All in all, I feel that right now Firefox 4 is an excellent browser. Even in the pre-release state that it is (though I have yet to have it crash on me). Unless I find a serious problem with it, I will probably use it until the final vesion of Firefox 4 is released.

EDIT: Firefox 4 Beta 2 and now Beta 3 are released. As I said, I will post a final review when Firefox 4 is released.

Why Dice, Why!?

July 2, 2010

I love the Battlefield series. I can honestly say that a good portion of my most epic moments in gaming came from that series. Jets. Helicopters. Tanks. Jeeps. You name it. I’ve piloted one (in game, at least) and I’ve killed (again, in game) lots. I buy every new Battlefield game for the PC. And every Battlefield game is buggy. Not a little buggy, but very buggy. From extremely crappy server browsers to the menu that takes 10(+) seconds to load. And yet I put up with it. Why? Because as soon as I’m in game I have as much fun as anyone could possibly have while blowing shit up.

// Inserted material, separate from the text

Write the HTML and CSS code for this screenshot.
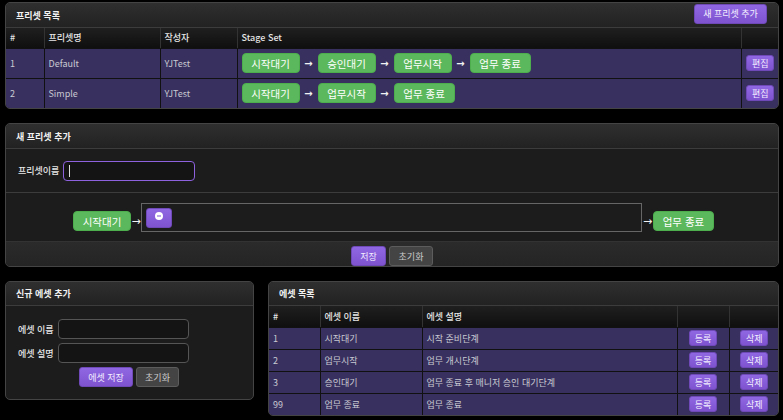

But with the latest game (Bad Company 2), I really can’t say the same. The server browser is downright horrible (the latency doesn’t even show up correctly). The buggy quirks annoyed me. It was like every other DICE game; the game is great except for those little things. And a lot of those little things make a big thing. After the Modern Warfare 2 (I’m sorry but MW2 was and always will be Mech Warrior 2) dedicated server, or lack of, fiasco, DICE promised that BC2 would feature dedicated servers. And they were right.. well somewhat. The game does indeed have dedicated servers. But they’re not servers that I could run in my basement. I have to rent a server from an “authorized provider”.¬† With BF2, there were ranked (rented) servers, that would allow unlocks and unranked servers that wouldn’t allow unlocks, but anyone could run. Why isn’t there an option for that in Bad Company 2? I would like to be able to practice flying the different helicopters offline, but with this I can’t. Why don’t you allow for unranked servers?